Additionally, the firm is prudentially regulated, holds an AFS licence, and is subject to monthly independent reviews, including tests for valuations and impairments, along with half-year and annual audits by KPMG.

“You’ve got multiple independent parties that are reviewing and confirming our performance,” he said.

As a result, Lockhart is confident that Metrics’ commitment to rigorous compliance and transparency sets the firm apart from less transparent players in the market.

“I think what ASIC is really looking at is a situation where you’ve got a manager in private markets with their own internal trustee raising money from wholesale investors,” he said.

“That’s a very different structure from what we have in place … We’ve tried to separate the way Metrics does things from other parties or other firms.”

Lockhart emphasised that Metrics’ commitment to transparency was the key reason the firm was “very pleased” to offer additional reporting – not just on performance, but also on risk settings.

ASIC in February advised that it is undertaking work to examine private credit and risks for retail investors more closely.

“This includes a thematic surveillance of retail private credit-focused funds, reviewing governance and practices relating to disclosure, distribution, conflicts, valuation and credit risk management,” it said.

Regarding the regulator’s increased focus on private credit, the CEO said he believes that ASIC’s scrutiny is a natural part of the regulatory process but stressed it should not be used to unfairly cast doubt on the practices of firms like Metrics.

“Everyone’s subject to scrutiny, and then the question should be, is the person prepared to be held accountable and be transparent?” Lockhart said.

“I think on all aspects of our business, be it investment, risk management, transparency, governance, I genuinely think that we are doing very, very well for our investors, and we’re not only compliant with the obligations under law, but doing more than that.”

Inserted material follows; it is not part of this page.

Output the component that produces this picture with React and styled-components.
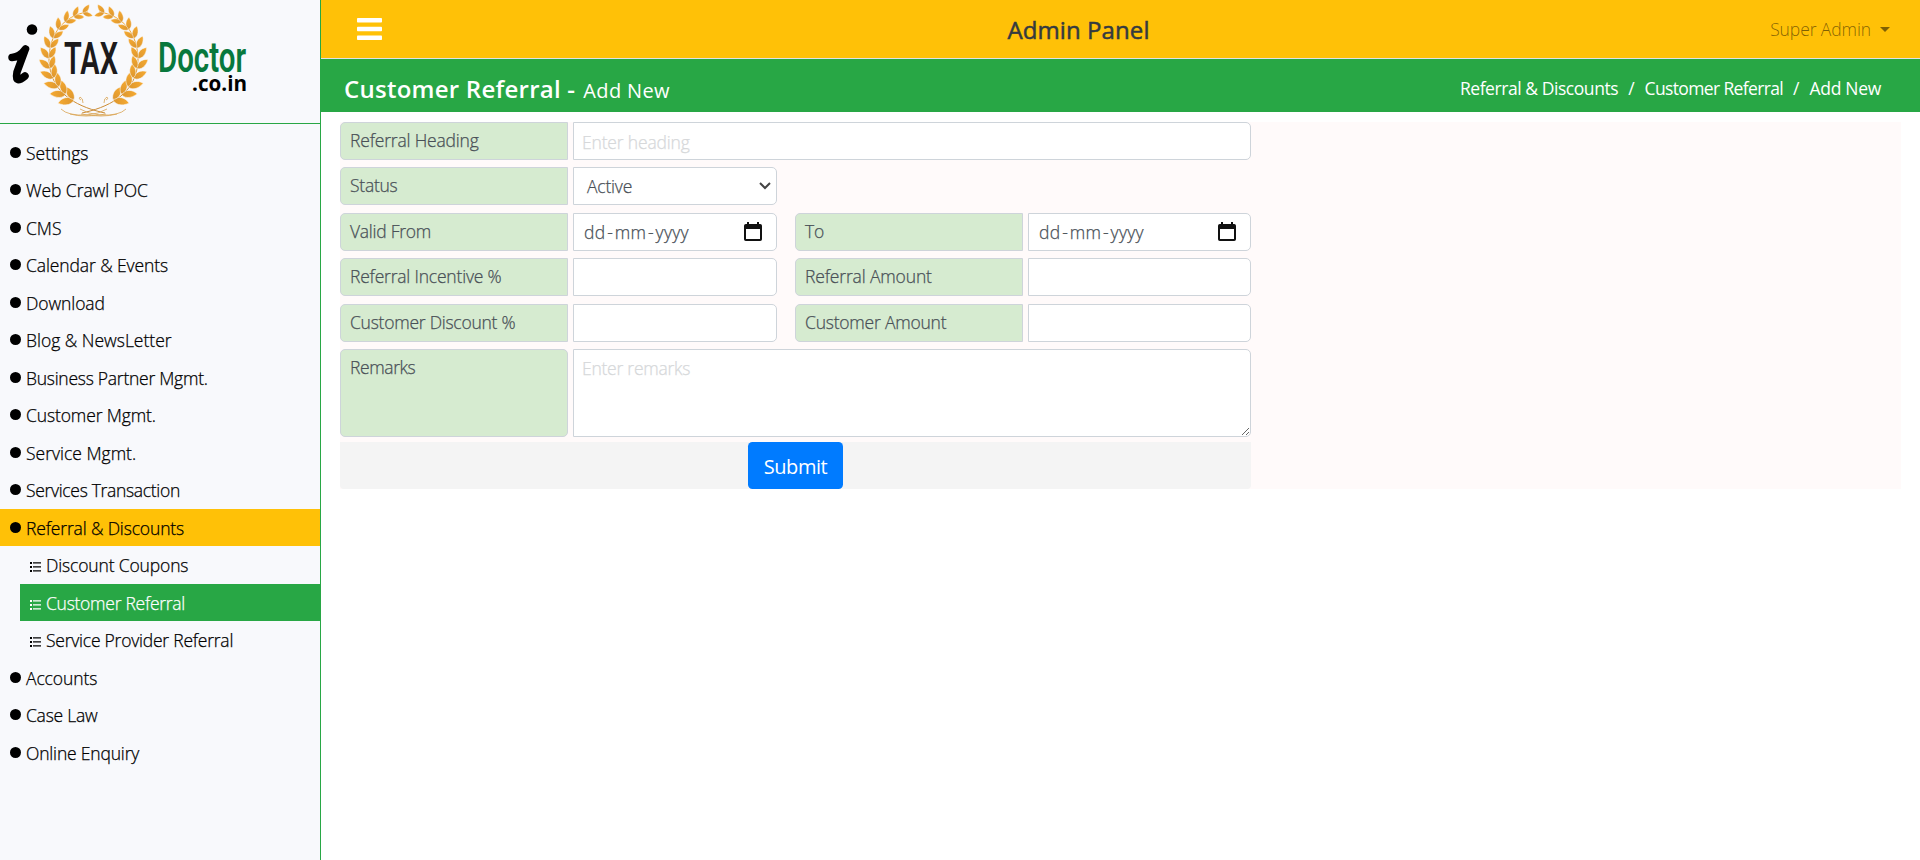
import React from "react";
import styled, { createGlobalStyle } from "styled-components";

const GlobalStyle = createGlobalStyle`
  *, *::before, *::after { box-sizing: border-box; }
  body {
    margin: 0;
    background: #fff;
    color: #000;
    font-family: "Open Sans", "Noto Sans", sans-serif;
    font-size: 17.5px;
    font-weight: 300;
    line-height: 24px;
    -webkit-text-stroke: 0.25px;
    overflow: hidden;
  }
`;

const Page = styled.div`
  display: flex;
  height: 860px;
`;

const Sidebar = styled.aside`
  width: 321px;
  flex: none;
  background: #f8f9fc;
  border-right: 1px solid #28a745;
`;

const Brand = styled.div`
  height: 124px;
  border-bottom: 1px solid #28a745;
  -webkit-text-stroke: 0;
  svg { display: block; }
`;

const Menu = styled.nav`
  display: flex;
  flex-direction: column;
  gap: 0.5px;
  padding-top: 9.7px;
`;

const MenuItem = styled.a`
  display: flex;
  align-items: center;
  height: 37px;
  padding-left: 10px;
  white-space: nowrap;
  background: ${(p) => (p.$active ? "#ffc107" : "transparent")};
`;

const SubItem = styled(MenuItem)`
  margin-left: 20px;
  color: ${(p) => (p.$active ? "#fff" : "#000")};
  background: ${(p) => (p.$active ? "#28a745" : "transparent")};
  svg { margin-top: 5px; }
`;

const Bullet = styled.span`
  width: 11px;
  height: 11px;
  border-radius: 50%;
  background: #000;
`;

const MenuText = styled.span`
  margin-left: 5px;
  padding-top: 1px;
  letter-spacing: ${(p) => p.$track}px;
`;

const Main = styled.main`
  flex: 1;
  min-width: 0;
`;

const TopBar = styled.header`
  display: grid;
  grid-template-columns: 1fr auto 1fr;
  align-items: center;
  height: 59px;
  padding: 0 30px 0 36px;
  background: #ffc107;
  border-bottom: 1px solid #dee2e6;
`;

const MenuButton = styled.button`
  display: flex;
  justify-self: start;
  padding: 0;
  border: 0;
  background: none;
`;

const PanelTitle = styled.h1`
  margin: 0 90px 0 0;
  color: #343a40;
  font-size: 24px;
  font-weight: 400;
  line-height: 30px;
  padding-top: 1px;
  letter-spacing: 0.1px;
  -webkit-text-stroke: 0.5px;
`;

const UserMenu = styled.div`
  display: flex;
  align-items: center;
  justify-self: end;
  gap: 9px;
  color: rgba(0, 0, 0, 0.5);
  letter-spacing: -0.1px;
  -webkit-text-stroke: 0;
`;

const Caret = styled.span`
  border: 5.5px solid transparent;
  border-top-color: currentColor;
  border-bottom: 0;
`;

const TitleBar = styled.div`
  display: flex;
  justify-content: space-between;
  height: 53px;
  padding: 0 39px 0 23px;
  color: #fff;
  background: #28a745;
  -webkit-text-stroke: 0;
`;

const Heading = styled.h2`
  display: flex;
  align-items: baseline;
  gap: 8px;
  margin: 14px 0 0;
  font-size: 24px;
  font-weight: 600;
  line-height: 32px;
  letter-spacing: 0.25px;
  small {
    font-size: 20px;
    font-weight: 400;
    letter-spacing: 0.35px;
  }
`;

const Breadcrumb = styled.div`
  display: flex;
  gap: 10px;
  padding-top: 17px;
  font-weight: 400;
`;

const Crumb = styled.span`
  letter-spacing: ${(p) => p.$track}px;
`;

const Panel = styled.section`
  margin: 9.6px 19px 0 19px;
  background: #fffafa;
`;

const Form = styled.form`
  display: grid;
  grid-template-columns: 228px 204px 241px 223px;
  column-gap: 5px;
  row-gap: 7.2px;
  width: 911px;
`;

const Label = styled.label`
  grid-column: ${(p) => (p.$second ? 3 : 1)};
  min-height: 38.3px;
  margin-left: ${(p) => (p.$second ? "13px" : 0)};
  width: 228px;
  padding: 6px 9px;
  color: #495057;
  background: #d6ebd0;
  border: 1px solid #ced4da;
  border-radius: ${(p) => (p.$tall ? "5px" : "5px 0 0 5px")};
  white-space: nowrap;
  line-height: 23px;
  letter-spacing: ${(p) => p.$track}px;
`;

const Field = styled.input`
  grid-column: ${(p) => (p.$wide ? "2 / 5" : p.$second ? "4" : "2")};
  width: 100%;
  min-width: 0;
  height: 38.3px;
  padding: 2px 8px 0;
  font: inherit;
  letter-spacing: -0.17px;
  color: #495057;
  background: #fff;
  border: 1px solid #ced4da;
  border-radius: 0 5px 5px 0;
  outline: 0;
  &::placeholder { color: #d6d8da; opacity: 1; }
`;

const PickerField = styled(Field).attrs({ as: "div" })`
  display: flex;
  align-items: center;
  justify-content: space-between;
  padding: ${(p) => (p.$select ? "0 5px 1px 13px" : "1px 14px 0 10px")};
  letter-spacing: ${(p) => (p.$select ? "-0.2px" : "0.3px")};
`;

const Dash = styled.span`
  margin: 0 1.7px;
`;

const Remarks = styled.textarea`
  grid-column: 2 / 5;
  height: 88px;
  margin: 0;
  padding: 6px 8px;
  font: inherit;
  letter-spacing: -0.25px;
  background: #fff;
  border: 1px solid #ced4da;
  border-radius: 0 5px 5px 0;
  outline: 0;
  &::placeholder { color: #d6d8da; opacity: 1; }
`;

const Footer = styled.div`
  display: flex;
  justify-content: center;
  width: 911px;
  margin-top: 5px;
  background: #f4f4f4;
  border-radius: 0 0 4px 4px;
`;

const Submit = styled.button`
  width: 95px;
  height: 47px;
  padding: 1px 0 0;
  border: 0;
  border-radius: 4.5px;
  color: #fff;
  background: #007bff;
  font: 400 20px "Open Sans", sans-serif;
  letter-spacing: -0.45px;
  -webkit-text-stroke: 0;
`;

const leaves = [];
for (let i = 0; i < 12; i++) {
  const t = i / 11;
  const a = ((116 + t * 140) * Math.PI) / 180;
  const x = 93.5 + 44 * Math.cos(a);
  const y = 58 + 46 * Math.sin(a);
  const dir = (Math.atan2(46 * Math.cos(a), -44 * Math.sin(a)) * 180) / Math.PI;
  const size = 1.2 - 0.42 * t;
  leaves.push({ x, y, rot: dir - 36, size });
  leaves.push({ x, y, rot: dir + 32, size: size * 0.92 });
}

const Branch = () => (
  <g>
    <path
      d="M105 113 C82 108 50 96 49 60 C49 34 64 15 88 12"
      fill="none"
      stroke="url(#gold)"
      strokeWidth="1"
    />
    {leaves.map((l, i) => (
      <path
        key={i}
        d="M0 0C2 -4 8 -5 14 -1C10 3.500 4 3.500 0 0Z"
        transform={`translate(${l.x} ${l.y}) rotate(${l.rot}) scale(${l.size})`}
        fill="url(#gold-leaf)"
        stroke="#f8f9fc"
        strokeWidth="0.5"
      />
    ))}
    <path
      d="M61 109q7 7 26 6q12-1 20-6M70 114q14 4 36 0M83 103q0-5-3-6q-2 2 1 3"
      fill="none"
      stroke="#d9a352"
      strokeWidth="0.8"
    />
  </g>
);

const Logo = () => (
  <svg width="320" height="123" viewBox="0 0 320 123">
    <defs>
      <linearGradient id="gold" gradientUnits="userSpaceOnUse" x1="0" y1="10" x2="0" y2="112">
        <stop offset="0" stopColor="#f9ac2c" />
        <stop offset="1" stopColor="#c98a35" />
      </linearGradient>
      <linearGradient id="gold-leaf" x1="0" y1="0" x2="1" y2="0">
        <stop offset="0" stopColor="#dc9630" />
        <stop offset="1" stopColor="#f6aa30" />
      </linearGradient>
    </defs>
    <Branch />
    <g transform="matrix(-1 0 0 1 187 0)"><Branch /></g>
    <circle cx="32" cy="29.5" r="5.3" />
    <path
      d="M12 57.500C18 57 22 54 25.500 49M25.500 49L17 72C15 82 19 81 25 76"
      fill="none"
      stroke="#000"
      strokeWidth="7.500"
      strokeLinecap="round"
      strokeLinejoin="round"
    />
    <g fontFamily="Roboto, sans-serif">
      <text x="64" y="73.5" fontSize="45" fontWeight="600" fill="#1c1a1b" textLength="54" lengthAdjust="spacingAndGlyphs">TAX</text>
      <text x="158" y="72" fontSize="42" fontWeight="600" fill="#08783d" textLength="88" lengthAdjust="spacingAndGlyphs">Doctor</text>
    </g>
    <text x="192" y="91" fontSize="22" fontWeight="700" fontFamily="Open Sans, sans-serif" textLength="55" lengthAdjust="spacingAndGlyphs">.co.in</text>
  </svg>
);

const ListIcon = () => (
  <svg width="11" height="10" viewBox="0 0 11 10" fill="currentColor">
    <path d="M0 0h2v2H0zM0 4h2v2H0zM0 8h2v2H0zM3 .3h8v1.3H3zM3 4.3h8v1.3H3zM3 8.3h8v1.3H3z" />
  </svg>
);

const CalendarIcon = () => (
  <svg width="18" height="20" viewBox="0 0 18 20">
    <path d="M3 0h2v2h8V0h2v2h1.2Q18 2 18 3.8v13.4Q18 19 16.200 19H1.800Q0 19 0 17.200V3.800Q0 2 1.800 2H3zM2 7v10h14V7z" fill="#111" fillRule="evenodd" />
  </svg>
);

const menu = [
  ["Settings", 0],
  ["Web Crawl POC", -0.08],
  ["CMS", 0],
  ["Calendar & Events", -0.1],
  ["Download", -0.08],
  ["Blog & NewsLetter", 0],
  ["Business Partner Mgmt.", -0.26],
  ["Customer Mgmt.", -0.12],
  ["Service Mgmt.", 0],
  ["Services Transaction", -0.32],
  ["Referral & Discounts", -0.15, true],
];
const subMenu = [
  ["Discount Coupons", -0.15],
  ["Customer Referral", -0.27, true],
  ["Service Provider Referral", -0.23],
];
const menuEnd = [
  ["Accounts", -0.1],
  ["Case Law", -0.25],
  ["Online Enquiry", -0.18],
];

const renderItem = ([text, track, active]) => (
  <MenuItem key={text} $active={active}>
    <Bullet />
    <MenuText $track={track}>{text}</MenuText>
  </MenuItem>
);

const DateField = ({ second }) => (
  <PickerField $second={second}>
    <span>dd<Dash>-</Dash>mm<Dash>-</Dash>yyyy</span>
    <CalendarIcon />
  </PickerField>
);

export default function App() {
  return (
    <Page>
      <GlobalStyle />
      <Sidebar>
        <Brand><Logo /></Brand>
        <Menu>
          {menu.map(renderItem)}
          {subMenu.map(([text, track, active]) => (
            <SubItem key={text} $active={active}>
              <ListIcon />
              <MenuText $track={track}>{text}</MenuText>
            </SubItem>
          ))}
          {menuEnd.map(renderItem)}
        </Menu>
      </Sidebar>
      <Main>
        <TopBar>
          <MenuButton aria-label="Toggle menu">
            <svg width="25" height="22" viewBox="0 0 25 22" fill="#fff">
              <rect y="0" width="25" height="4.600" rx="0.8" />
              <rect y="8.700" width="25" height="4.600" rx="0.8" />
              <rect y="17.400" width="25" height="4.600" rx="0.8" />
            </svg>
          </MenuButton>
          <PanelTitle>Admin Panel</PanelTitle>
          <UserMenu>Super Admin<Caret /></UserMenu>
        </TopBar>
        <TitleBar>
          <Heading>Customer Referral - <small>Add New</small></Heading>
          <Breadcrumb>
            <Crumb $track={-0.44}>Referral &amp; Discounts</Crumb>
            <span>/</span>
            <Crumb $track={-0.64}>Customer Referral</Crumb>
            <span>/</span>
            <Crumb $track={-0.3}>Add New</Crumb>
          </Breadcrumb>
        </TitleBar>
        <Panel>
          <Form>
            <Label $track={-0.18}>Referral Heading</Label>
            <Field $wide placeholder="Enter heading" />
            <Label $track={-0.25}>Status</Label>
            <PickerField $select>
              <span>Active</span>
              <svg width="12" height="8" viewBox="0 0 12 8" fill="none" stroke="#444" strokeWidth="2">
                <path d="M1 1l5 5 5-5" />
              </svg>
            </PickerField>
            <Label $track={-0.25}>Valid From</Label>
            <DateField />
            <Label $second $track={-0.3}>To</Label>
            <DateField second />
            <Label $track={-0.2}>Referral Incentive %</Label>
            <Field />
            <Label $second $track={-0.15}>Referral Amount</Label>
            <Field $second />
            <Label $track={-0.25}>Customer Discount %</Label>
            <Field />
            <Label $second $track={-0.22}>Customer Amount</Label>
            <Field $second />
            <Label $tall $track={-0.4}>Remarks</Label>
            <Remarks placeholder="Enter remarks" />
          </Form>
          <Footer><Submit type="button">Submit</Submit></Footer>
        </Panel>
      </Main>
    </Page>
  );
}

Broad market with multiple objectives

He also raised concerns about the misperception of private credit, emphasising that it’s a versatile asset class – serving as both a defensive alternative to traditional fixed income and a source of higher returns through more complex debt structures.

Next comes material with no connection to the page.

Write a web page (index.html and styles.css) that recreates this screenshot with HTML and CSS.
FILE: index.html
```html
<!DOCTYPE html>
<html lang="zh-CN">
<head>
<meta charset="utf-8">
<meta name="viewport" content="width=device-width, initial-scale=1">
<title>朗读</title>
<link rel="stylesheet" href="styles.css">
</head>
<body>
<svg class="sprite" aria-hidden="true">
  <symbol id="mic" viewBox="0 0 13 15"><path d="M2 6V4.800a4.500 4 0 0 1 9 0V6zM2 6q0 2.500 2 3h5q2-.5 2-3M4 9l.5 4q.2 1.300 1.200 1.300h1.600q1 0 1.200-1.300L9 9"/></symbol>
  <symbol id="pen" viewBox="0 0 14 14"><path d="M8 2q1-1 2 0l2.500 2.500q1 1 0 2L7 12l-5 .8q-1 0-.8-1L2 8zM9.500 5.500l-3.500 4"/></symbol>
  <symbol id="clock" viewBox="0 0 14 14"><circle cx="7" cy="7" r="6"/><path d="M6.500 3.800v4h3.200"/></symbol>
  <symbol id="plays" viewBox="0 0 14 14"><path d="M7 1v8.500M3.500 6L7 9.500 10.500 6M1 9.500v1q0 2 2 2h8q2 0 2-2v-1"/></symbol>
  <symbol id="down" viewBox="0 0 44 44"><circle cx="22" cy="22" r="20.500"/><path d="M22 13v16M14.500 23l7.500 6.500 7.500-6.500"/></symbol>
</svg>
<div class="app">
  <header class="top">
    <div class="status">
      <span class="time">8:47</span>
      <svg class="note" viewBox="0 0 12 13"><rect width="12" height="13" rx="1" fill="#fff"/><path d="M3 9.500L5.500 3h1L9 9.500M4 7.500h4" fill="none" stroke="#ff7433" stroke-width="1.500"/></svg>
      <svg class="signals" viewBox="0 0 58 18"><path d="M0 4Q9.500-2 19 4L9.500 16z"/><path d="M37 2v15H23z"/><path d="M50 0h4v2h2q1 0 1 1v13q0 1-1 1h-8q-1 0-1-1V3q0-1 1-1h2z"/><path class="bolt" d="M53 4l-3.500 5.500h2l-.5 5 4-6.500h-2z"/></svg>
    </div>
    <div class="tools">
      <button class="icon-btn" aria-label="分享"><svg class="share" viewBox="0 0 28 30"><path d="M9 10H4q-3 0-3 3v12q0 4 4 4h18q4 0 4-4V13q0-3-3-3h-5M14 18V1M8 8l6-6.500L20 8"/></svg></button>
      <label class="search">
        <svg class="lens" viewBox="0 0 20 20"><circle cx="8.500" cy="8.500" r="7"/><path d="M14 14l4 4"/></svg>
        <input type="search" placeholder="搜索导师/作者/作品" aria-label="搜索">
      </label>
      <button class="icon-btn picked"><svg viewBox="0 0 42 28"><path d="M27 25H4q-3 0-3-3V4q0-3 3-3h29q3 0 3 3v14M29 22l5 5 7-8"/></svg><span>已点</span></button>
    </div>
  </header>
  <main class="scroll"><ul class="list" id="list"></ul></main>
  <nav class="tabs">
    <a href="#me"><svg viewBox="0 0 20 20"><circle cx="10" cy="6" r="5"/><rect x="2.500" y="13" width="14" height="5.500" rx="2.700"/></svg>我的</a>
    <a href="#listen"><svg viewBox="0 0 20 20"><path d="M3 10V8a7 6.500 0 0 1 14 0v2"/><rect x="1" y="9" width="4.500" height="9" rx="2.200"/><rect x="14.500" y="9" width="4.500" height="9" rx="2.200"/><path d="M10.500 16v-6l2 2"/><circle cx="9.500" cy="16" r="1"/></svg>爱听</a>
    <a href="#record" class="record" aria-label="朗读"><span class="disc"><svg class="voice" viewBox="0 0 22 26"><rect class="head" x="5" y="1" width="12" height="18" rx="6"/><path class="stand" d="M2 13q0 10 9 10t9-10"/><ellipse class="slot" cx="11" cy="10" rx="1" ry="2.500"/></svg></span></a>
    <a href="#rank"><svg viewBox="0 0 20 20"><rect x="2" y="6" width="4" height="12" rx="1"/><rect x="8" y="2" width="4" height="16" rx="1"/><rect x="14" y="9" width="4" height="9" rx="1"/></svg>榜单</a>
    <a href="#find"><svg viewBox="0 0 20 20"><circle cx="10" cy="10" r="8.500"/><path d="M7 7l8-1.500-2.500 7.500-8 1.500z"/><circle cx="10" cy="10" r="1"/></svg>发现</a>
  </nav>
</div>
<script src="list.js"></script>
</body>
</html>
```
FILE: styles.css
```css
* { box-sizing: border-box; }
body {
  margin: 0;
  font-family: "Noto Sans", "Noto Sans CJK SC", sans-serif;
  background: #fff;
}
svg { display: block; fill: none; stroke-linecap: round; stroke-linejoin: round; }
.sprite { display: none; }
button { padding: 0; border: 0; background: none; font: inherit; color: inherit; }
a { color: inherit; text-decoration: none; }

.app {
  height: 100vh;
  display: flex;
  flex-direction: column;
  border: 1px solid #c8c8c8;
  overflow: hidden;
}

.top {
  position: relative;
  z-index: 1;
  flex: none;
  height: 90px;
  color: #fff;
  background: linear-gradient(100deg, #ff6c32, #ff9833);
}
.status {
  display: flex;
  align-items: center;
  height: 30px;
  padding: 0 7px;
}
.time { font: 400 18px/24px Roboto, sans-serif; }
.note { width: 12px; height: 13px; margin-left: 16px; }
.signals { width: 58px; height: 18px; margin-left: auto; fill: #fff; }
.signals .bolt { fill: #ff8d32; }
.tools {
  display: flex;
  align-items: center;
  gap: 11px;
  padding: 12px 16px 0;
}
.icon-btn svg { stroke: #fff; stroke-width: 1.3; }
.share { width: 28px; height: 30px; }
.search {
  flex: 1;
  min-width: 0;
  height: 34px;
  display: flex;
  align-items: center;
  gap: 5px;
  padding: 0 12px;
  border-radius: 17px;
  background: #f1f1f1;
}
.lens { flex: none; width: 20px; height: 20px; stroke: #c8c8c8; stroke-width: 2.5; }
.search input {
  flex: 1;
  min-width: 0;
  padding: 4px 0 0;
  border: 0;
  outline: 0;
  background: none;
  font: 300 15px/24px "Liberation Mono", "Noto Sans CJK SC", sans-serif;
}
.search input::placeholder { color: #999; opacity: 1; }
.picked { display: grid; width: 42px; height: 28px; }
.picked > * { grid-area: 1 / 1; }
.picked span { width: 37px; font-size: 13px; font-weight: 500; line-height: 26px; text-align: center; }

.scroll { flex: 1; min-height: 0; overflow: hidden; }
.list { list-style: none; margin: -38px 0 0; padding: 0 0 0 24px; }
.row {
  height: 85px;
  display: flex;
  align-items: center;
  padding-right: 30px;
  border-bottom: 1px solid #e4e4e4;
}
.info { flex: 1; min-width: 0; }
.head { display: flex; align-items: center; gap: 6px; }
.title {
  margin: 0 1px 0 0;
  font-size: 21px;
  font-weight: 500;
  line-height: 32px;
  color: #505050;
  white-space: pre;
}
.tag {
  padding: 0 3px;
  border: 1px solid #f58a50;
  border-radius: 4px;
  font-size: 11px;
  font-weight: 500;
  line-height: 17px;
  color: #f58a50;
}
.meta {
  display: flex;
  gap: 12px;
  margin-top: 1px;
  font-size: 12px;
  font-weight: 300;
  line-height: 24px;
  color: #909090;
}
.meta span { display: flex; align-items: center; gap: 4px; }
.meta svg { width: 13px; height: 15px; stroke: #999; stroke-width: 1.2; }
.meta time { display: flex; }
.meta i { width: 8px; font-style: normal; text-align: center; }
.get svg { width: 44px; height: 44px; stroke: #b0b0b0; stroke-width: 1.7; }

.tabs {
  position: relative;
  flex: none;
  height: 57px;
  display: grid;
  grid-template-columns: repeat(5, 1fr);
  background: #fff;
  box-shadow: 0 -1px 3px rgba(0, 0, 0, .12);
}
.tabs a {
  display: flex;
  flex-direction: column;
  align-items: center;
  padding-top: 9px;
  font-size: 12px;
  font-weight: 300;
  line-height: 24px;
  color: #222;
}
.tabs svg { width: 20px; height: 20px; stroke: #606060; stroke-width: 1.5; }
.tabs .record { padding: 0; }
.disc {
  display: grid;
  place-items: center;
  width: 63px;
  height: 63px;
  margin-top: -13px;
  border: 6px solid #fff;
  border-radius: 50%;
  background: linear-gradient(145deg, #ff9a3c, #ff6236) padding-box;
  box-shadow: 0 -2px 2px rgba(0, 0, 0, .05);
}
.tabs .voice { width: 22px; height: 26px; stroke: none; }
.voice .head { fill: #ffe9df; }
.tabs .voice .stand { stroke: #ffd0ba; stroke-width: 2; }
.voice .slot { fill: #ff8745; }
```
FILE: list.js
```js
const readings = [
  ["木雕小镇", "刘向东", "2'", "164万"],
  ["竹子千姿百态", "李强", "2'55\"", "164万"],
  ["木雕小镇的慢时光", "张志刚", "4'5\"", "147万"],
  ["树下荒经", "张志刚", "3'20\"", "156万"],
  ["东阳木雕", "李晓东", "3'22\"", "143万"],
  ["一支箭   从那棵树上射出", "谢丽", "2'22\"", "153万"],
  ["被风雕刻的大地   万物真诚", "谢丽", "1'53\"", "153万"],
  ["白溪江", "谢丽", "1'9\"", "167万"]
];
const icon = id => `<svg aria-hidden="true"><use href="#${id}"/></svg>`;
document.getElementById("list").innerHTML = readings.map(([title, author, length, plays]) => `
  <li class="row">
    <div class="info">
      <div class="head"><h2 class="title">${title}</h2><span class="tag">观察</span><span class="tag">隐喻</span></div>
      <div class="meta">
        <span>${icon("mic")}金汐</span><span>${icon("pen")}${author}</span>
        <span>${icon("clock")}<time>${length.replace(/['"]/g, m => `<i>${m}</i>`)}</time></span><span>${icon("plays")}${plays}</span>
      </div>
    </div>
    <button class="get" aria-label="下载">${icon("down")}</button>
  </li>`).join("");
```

“Not all private credit is the same. Not all managers are the same,” he said.

“At one end of the spectrum, private credit can be an alternative to traditional fixed income – it can be defensive, capital stable, and structured with strong covenants to protect investor capital.

“At the other end, it can function as an equity market replacement, where investors take on mezzanine or subordinated debt, or structures with equity optionality.”

Metrics, he said, operates across the entire risk spectrum, from senior investment grade unsecured debt to investment grade companies, all the way through to equity in the capital structure.

“What we’ve done is we’ve sought to segment risk, return and liquidity features in different products, and then those investments are allocated to the respective funds,” Lockhart explained.

“One of the concerns I have is people that lure an investor by the promise of high returns and don’t fully disclose the risks that are required to be taken. And again, I think that’s really what ASIC is looking at.”

Other areas of misrepresentation, he said, include the misconception that actions like appointing receivers signal higher risk, when in fact, these measures are essential to protect investor capital.

“The appointment of a receiver or going through a debt for equity swap are actual tools that are available to a manager in private credit to protect and preserve investor capital,” Lockhart explained.

Failing to act, he argued, would be of great concern.

“If a manager doesn’t take that proactive step, then that would be of concern,” Lockhart said. “That’s what we do as an active manager – we manage risk. That’s our role.”

Ultimately, he said, the broader discussion on ASIC’s report needs more nuance.

“The focus should be on facts,” he reiterated. “There’s no point criticising Metrics for its success.

“As the largest private credit provider in the Australian market, we are looking to raise the standard. We’re looking to continue to improve.”